Nichols doesn’t address biases of perception and cognition in his PBS short, or epistemology, how to do research, marketing ploys, the DK effect…. instead he appealed to expertise, which is a logical fallacy anyway, but then he forgot to use his expertise to make his point. It was a failure at rhetoric, his solution is an oversimplification of a deep problem, and his approach lacked wisdom or resilience. These are newbie mistakes. He made a clickbait assertion, the kind of thing everyone already knows and would like to feel vindicated in. A thoughtful monologue or essay would use that as a starting point to explain where this universally acknowledged problem comes from and how to mitigate it. 

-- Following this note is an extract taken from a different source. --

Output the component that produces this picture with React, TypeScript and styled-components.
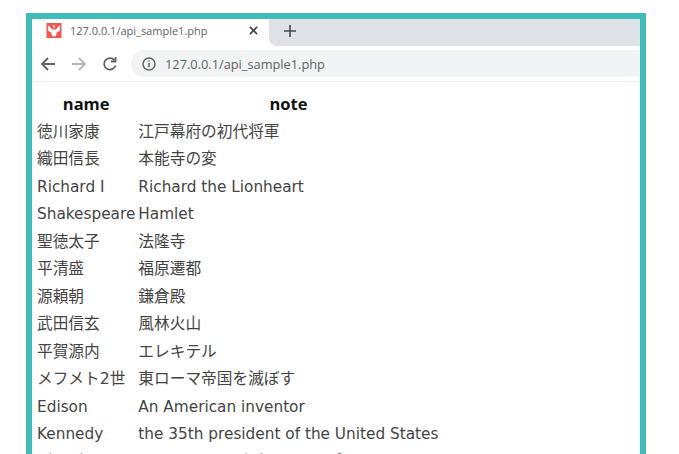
import React from "react";
import styled, { createGlobalStyle } from "styled-components";

const PEOPLE = [
  ["徳川家康", "江戸幕府の初代将軍"],
  ["織田信長", "本能寺の変"],
  ["Richard I", "Richard the Lionheart"],
  ["Shakespeare", "Hamlet"],
  ["聖徳太子", "法隆寺"],
  ["平清盛", "福原遷都"],
  ["源頼朝", "鎌倉殿"],
  ["武田信玄", "風林火山"],
  ["平賀源内", "エレキテル"],
  ["メフメト2世", "東ローマ帝国を滅ぼす"],
  ["Edison", "An American inventor"],
  ["Kennedy", "the 35th president of the United States"],
  ["ダ・ヴィンチ", "モナ・リザとダヴィンチ・ポスト"],
];

const isLatin = (text: string) => /^[\x20-\x7e]+$/.test(text);

export default function App() {
  return (
    <>
      <GlobalStyle />
      <Page>
        <Browser>
          <TabStrip>
            <ActiveTab>
              <Favicon viewBox="0 0 16 16">
                <rect width="16" height="16" fill="#f4574c" />
                <path
                  d="M8 1.500l1.300 2.500L8 5.500 6.700 4zM1.500 2.500L5 5.500l1 1.500h4l1-1.500 3.500-3-.5 6-3 1.500L10 14H6L5 10 2 8.500z"
                  fill="#fff"
                />
              </Favicon>
              <TabTitle>127.0.0.1/api_sample1.php</TabTitle>
              <CloseIcon viewBox="0 0 10 10">
                <path d="M1 1l8 8M9 1l-8 8" />
              </CloseIcon>
            </ActiveTab>
            <TabRest>
              <NewTab viewBox="0 0 12 12">
                <path d="M6 0v12M0 6h12" />
              </NewTab>
            </TabRest>
          </TabStrip>
          <Toolbar>
            <NavIcon viewBox="0 0 16 16" $muted={false}>
              <path d="M15 8H2M8 2L2 8l6 6" />
            </NavIcon>
            <NavIcon viewBox="0 0 16 16" $muted>
              <path d="M1 8h13M8 2l6 6-6 6" />
            </NavIcon>
            <NavIcon viewBox="0 0 16 16" $muted={false}>
              <path d="M13.500 9.500A5.800 5.800 0 1 1 12.300 4M13.500 1v4.500H9" />
            </NavIcon>
            <Omnibox>
              <InfoIcon viewBox="0 0 14 14">
                <circle cx="7" cy="7" r="6" />
                <path d="M7 6v4.200M7 3.500v1.300" />
              </InfoIcon>
              <Url>127.0.0.1/api_sample1.php</Url>
            </Omnibox>
          </Toolbar>
          <Content>
            <Table>
              <thead>
                <tr>
                  <HeadCell>name</HeadCell>
                  <HeadCell>note</HeadCell>
                </tr>
              </thead>
              <tbody>
                {PEOPLE.map(([name, note]) => (
                  <tr key={name}>
                    <Cell $latin={isLatin(name)}>{name}</Cell>
                    <Cell $latin={isLatin(note)}>{note}</Cell>
                  </tr>
                ))}
              </tbody>
            </Table>
          </Content>
        </Browser>
      </Page>
    </>
  );
}

const GlobalStyle = createGlobalStyle`
  html, body {
    margin: 0;
    height: 100%;
    overflow: hidden;
    background: #fff;
  }
`;

const Page = styled.div`
  width: 679px;
  height: 454px;
  padding: 13px 33px 0 26px;
  box-sizing: border-box;
  overflow: hidden;
`;

const Browser = styled.div`
  border: 6px solid #40bdb9;
  border-bottom: 0;
  height: 441px;
  box-sizing: border-box;
  overflow: hidden;
  background: #fff;
`;

const TabStrip = styled.div`
  height: 27px;
  display: flex;
`;

const ActiveTab = styled.div`
  width: 237px;
  background: #fff;
  display: flex;
  align-items: center;
  padding: 0 11px 4px 14px;
  box-sizing: border-box;
`;

const TabRest = styled.div`
  flex: 1;
  background: #dee1e6;
  border-bottom-left-radius: 8px;
  display: flex;
  align-items: center;
  padding-bottom: 4px;
`;

const Favicon = styled.svg`
  width: 16px;
  height: 15px;
  flex: none;
`;

const TabTitle = styled.span`
  font: 11px "Open Sans", "Noto Sans", sans-serif;
  color: #5f6368;
  margin-left: 8px;
  flex: 1;
  white-space: nowrap;
`;

const CloseIcon = styled.svg`
  width: 9px;
  height: 9px;
  fill: none;
  stroke: #45484c;
  stroke-width: 1.8;
`;

const NewTab = styled.svg`
  width: 12px;
  height: 12px;
  margin-left: 15px;
  fill: none;
  stroke: #45484c;
  stroke-width: 1.6;
`;

const Toolbar = styled.div`
  height: 35px;
  border-bottom: 1px solid #eceded;
  display: flex;
  align-items: center;
  padding-left: 8px;
  gap: 15px;
`;

const NavIcon = styled.svg<{ $muted: boolean }>`
  width: 16px;
  height: 16px;
  flex: none;
  fill: none;
  stroke: ${({ $muted }) => ($muted ? "#b4b6b8" : "#5f6368")};
  stroke-width: 1.8;
`;

const Omnibox = styled.div`
  flex: 1;
  height: 27px;
  background: #f1f3f4;
  border-radius: 14px 0 0 14px;
  margin-left: -2px;
  display: flex;
  align-items: center;
  padding-left: 11px;
`;

const InfoIcon = styled.svg`
  width: 14px;
  height: 14px;
  fill: none;
  stroke: #5f6368;
  stroke-width: 1.5;
`;

const Url = styled.span`
  font: 12.8px "Open Sans", "Noto Sans", sans-serif;
  color: #5f6368;
  margin-left: 9px;
`;

const Content = styled.div`
  padding: 8px 0 0 2px;
`;

const Table = styled.table`
  border-collapse: separate;
  border-spacing: 3px 0;
  color: #444;
`;

const HeadCell = styled.th`
  height: 28px;
  padding: 0;
  font: 700 16.5px/20px "Open Sans", sans-serif;
  color: #111;
`;

const Cell = styled.td<{ $latin: boolean }>`
  height: 27.5px;
  padding: 0;
  white-space: nowrap;
  font-family: ${({ $latin }) =>
    $latin ? '"DejaVu Sans", sans-serif' : '"DejaVu Sans", "Noto Sans CJK JP", sans-serif'};
  font-size: ${({ $latin }) => ($latin ? "15.3px" : "15.7px")};
  line-height: 20px;
`;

As a nonfiction writer, my task is to keep you reading to the end, because I’ve made the case early on that I’m not going to waste your time. I challenge the kind of common knowledge most readers are prepared to defend, beyond egg-frying to parenting and the nature of self. Every day I practice at living with anxiety and uncertainty, at questioning my own assumptions, asking myself how I know what I know. This is the creative process of my expertise.

Mastery of a subject places me in a community of knowledge, participant in a conversation among master-peers, and that kind of social acceptance is a heady thing, a euphoria the Dunning-Kruger effect emulates. It’s why humility remains so important, my biggest challenge, and one I hope never to forget, even when the subject is one I feel mastery over—maybe even especially at those times. Because the thrill of knowing is rewarding, and thinking I know something is the opiate of the dilettante.